Lucra L148

It seems like everywhere you look these days, some American boutique carmaker is introducing their take on a track-ready, lightweight super car — and the Lucra L148 ($250,000) is the latest in that crop. But don't get it wrong, we're definitely not complaining. If there's anything the guys in Detroit need, it's a little bit of smalltime competition to push them in the right direction. The second of the California company's cars, the L148, should definitely turn a few Michigan heads. With a 4.7-liter V8 engine underneath the hood, and an aerodynamic body entirely crafted from carbon fiber, this hot two-seater will do zero to 60 in just 2.5 seconds, with an estimated 500 horsepower.

  • Nissan GT-R Nismo

    The Nissan GT-R Nismo ($TBA) provides indisputable proof that you don't need to drop damn near a million bucks for a track-ready supercar. Underneath the hood, you'll find a 3.8-liter turbocharged V6 engine producing a ridiculous 600 horsepower and 481 pound-feet of torque, making it the fastest GT-R to date. A race-inspired suspension setup, exclusive Dunlop tires, a more rigid body structure, and significantly-improved aerodynamics make it an impressive beast on and off the track. Inside you'll find carbon-fiber Recaro racing seats, Alcantara details throughout, and red accents to dress it up. Overall what you get is an incredible sports car that's barely slower than rides likely costing four times its price. Not too shabby.

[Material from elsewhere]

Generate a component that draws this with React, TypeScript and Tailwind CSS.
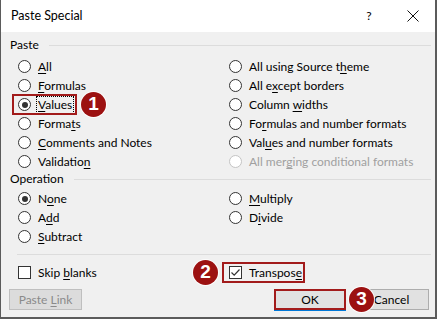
import React from "react";

const Radio = ({ checked = false, disabled = false }: { checked?: boolean; disabled?: boolean }) => (
  <span
    className={
      "w-[13px] h-[13px] rounded-full border bg-white flex items-center justify-center shrink-0 " +
      (disabled ? "border-[#c4c4c4]" : "border-[#333333]")
    }
  >
    {checked && <span className="w-[6px] h-[6px] rounded-full bg-[#333333]"></span>}
  </span>
);

const Check = ({ checked = false }: { checked?: boolean }) => (
  <span className="w-[13px] h-[13px] border border-[#333333] bg-white flex items-center justify-center shrink-0">
    {checked && (
      <svg width="11" height="11" viewBox="0 0 11 11">
        <path d="M1.5 5.5 L4.2 8.2 L9.5 2.5" fill="none" stroke="#333333" strokeWidth="1.2" />
      </svg>
    )}
  </span>
);

const Badge = ({ n, className }: { n: string; className: string }) => (
  <span
    className={
      "absolute w-[25px] h-[25px] rounded-full bg-[#9c1111] text-white flex items-center justify-center text-[19px] font-bold shadow-[0_0_0_1px_rgba(255,255,255,0.8)] " +
      className
    }
    style={{ fontFamily: "'Liberation Sans', Arial, sans-serif" }}
  >
    {n}
  </span>
);

// text with one underlined mnemonic letter
const L = ({ pre, u, post }: { pre: string; u: string; post: string }) => (
  <span className="whitespace-pre pt-px">
    {pre}
    <span className="underline underline-offset-[2px] decoration-1">{u}</span>
    {post}
  </span>
);

const Row = ({ children, disabled = false }: { children: React.ReactNode; disabled?: boolean }) => (
  <div className={"relative h-[19px] flex items-center gap-[7px] " + (disabled ? "text-[#a0a0a0]" : "")}>
    {children}
  </div>
);

const GroupHeader = ({ title, h }: { title: string; h: string }) => (
  <div className={"flex items-center gap-[10px] " + h}>
    <span>{title}</span>
    <span className="flex-1 h-px bg-[#dcdcdc]"></span>
  </div>
);

export default function App() {
  return (
    <div
      className="w-[438px] h-[320px] bg-white text-[12px] text-black overflow-hidden"
      style={{ fontFamily: "Lato, 'Noto Sans', sans-serif" }}
    >
      <div className="w-[437px] h-[319px] border-l border-r-2 border-b-2 border-[#5b5b5b] flex flex-col">
        {/* Title bar */}
        <div className="h-[32px] bg-white flex items-center pl-[10px] shrink-0">
          <span className="flex-1 text-[12.5px]">Paste Special</span>
          <span className="w-[12px] text-center mr-[32px]">?</span>
          <svg width="12" height="12" viewBox="0 0 12 12" className="mr-[16px]">
            <path d="M0.5 0.5 L11.5 11.5 M11.5 0.5 L0.5 11.5" stroke="#111" strokeWidth="1" />
          </svg>
        </div>

        {/* Body */}
        <div className="flex-1 bg-[#f0f0f0] pl-[9px] pr-[4px] pt-[4px]">
          <GroupHeader title="Paste" h="h-[18px]" />
          <div className="grid grid-cols-[211px_1fr] pl-[8px] mt-[3px]">
            <div className="flex flex-col">
              <Row><Radio /><L pre="" u="A" post="ll" /></Row>
              <Row><Radio /><L pre="" u="F" post="ormulas" /></Row>
              <Row>
                <Radio checked />
                <span className="-ml-[2px] px-[1px] border border-dotted border-black leading-[16px]">
                  <L pre="" u="V" post="alues" />
                </span>
                <span className="absolute left-[-6px] top-[-1px] w-[65px] h-[21px] border-2 border-[#a21b1b]"></span>
                <Badge n="1" className="left-[63px] top-[-3px]" />
              </Row>
              <Row><Radio /><L pre="Forma" u="t" post="s" /></Row>
              <Row><Radio /><L pre="" u="C" post="omments and Notes" /></Row>
              <Row><Radio /><L pre="Validatio" u="n" post="" /></Row>
            </div>
            <div className="flex flex-col">
              <Row><Radio /><L pre="All using Source t" u="h" post="eme" /></Row>
              <Row><Radio /><L pre="All e" u="x" post="cept borders" /></Row>
              <Row><Radio /><L pre="Column " u="w" post="idths" /></Row>
              <Row><Radio /><L pre="Fo" u="r" post="mulas and number formats" /></Row>
              <Row><Radio /><L pre="Val" u="u" post="es and number formats" /></Row>
              <Row disabled><Radio disabled /><L pre="All mer" u="g" post="ing conditional formats" /></Row>
            </div>
          </div>

          <GroupHeader title="Operation" h="h-[16px]" />
          <div className="grid grid-cols-[211px_1fr] pl-[8px] mt-[2px]">
            <div className="flex flex-col">
              <Row><Radio checked /><L pre="N" u="o" post="ne" /></Row>
              <Row><Radio /><L pre="A" u="d" post="d" /></Row>
              <Row><Radio /><L pre="" u="S" post="ubtract" /></Row>
            </div>
            <div className="flex flex-col">
              <Row><Radio /><L pre="" u="M" post="ultiply" /></Row>
              <Row><Radio /><L pre="D" u="i" post="vide" /></Row>
            </div>
          </div>

          <div className="ml-[7px] mt-[8px] h-px bg-[#dcdcdc]"></div>

          <div className="grid grid-cols-[211px_1fr] pl-[8px] mt-[6px]">
            <div className="h-[22px] flex items-center gap-[7px]">
              <Check /><L pre="Skip " u="b" post="lanks" />
            </div>
            <div className="relative h-[22px] flex items-center gap-[7px]">
              <Check checked /><L pre="Transpos" u="e" post="" />
              <span className="absolute left-[-7px] top-[1px] w-[83px] h-[21px] border-2 border-[#a21b1b]"></span>
              <Badge n="2" className="left-[-36px] top-[-1px]" />
            </div>
          </div>

          <div className="mt-[6px] flex items-center justify-between pr-[2px]">
            <div className="-ml-[1px] w-[73px] h-[21px] border border-[#bfbfbf] bg-[#dcdcdc] text-[#8a8a8a] flex items-center justify-center">
              <L pre="Paste " u="L" post="ink" />
            </div>
            <div className="relative flex items-center gap-[8px]">
              <div className="w-[72px] h-[21px] border-2 border-[#a21b1b] bg-[#e1e1e1] flex items-center justify-center shadow-[0_1px_0_#0078d7]">
                OK
              </div>
              <div className="w-[75px] h-[21px] border border-[#adadad] bg-[#e1e1e1] flex items-center justify-center">
                Cancel
              </div>
              <Badge n="3" className="left-[75px] top-[-2px]" />
            </div>
          </div>
        </div>
      </div>
    </div>
  );
}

  • Lamborghini Veneno Roadster

    Say what you will about the bizarre styling of the Lamborghini Veneno Roadster ($4.5 million) — it's a Lamborghini after all — but we challenge you to find a single negative thing to say about the 750 horsepower 6.5-liter V12 around back. This small-batch exotic (based on the slightly less expensive Veneno coupe) is limited to just nine cars, so chances are you won't run into too many out on the road. It's built to be lightweight and highly aerodynamic, with carbon fiber construction and a range of angular surfaces to control airflow. Its massive engine pushes it up to a staggering 220 miles per hour, while it reaches 62 in only 2.9 seconds. So, if you do see one it'll probably be moving too fast to give you a chance at criticizing its looks.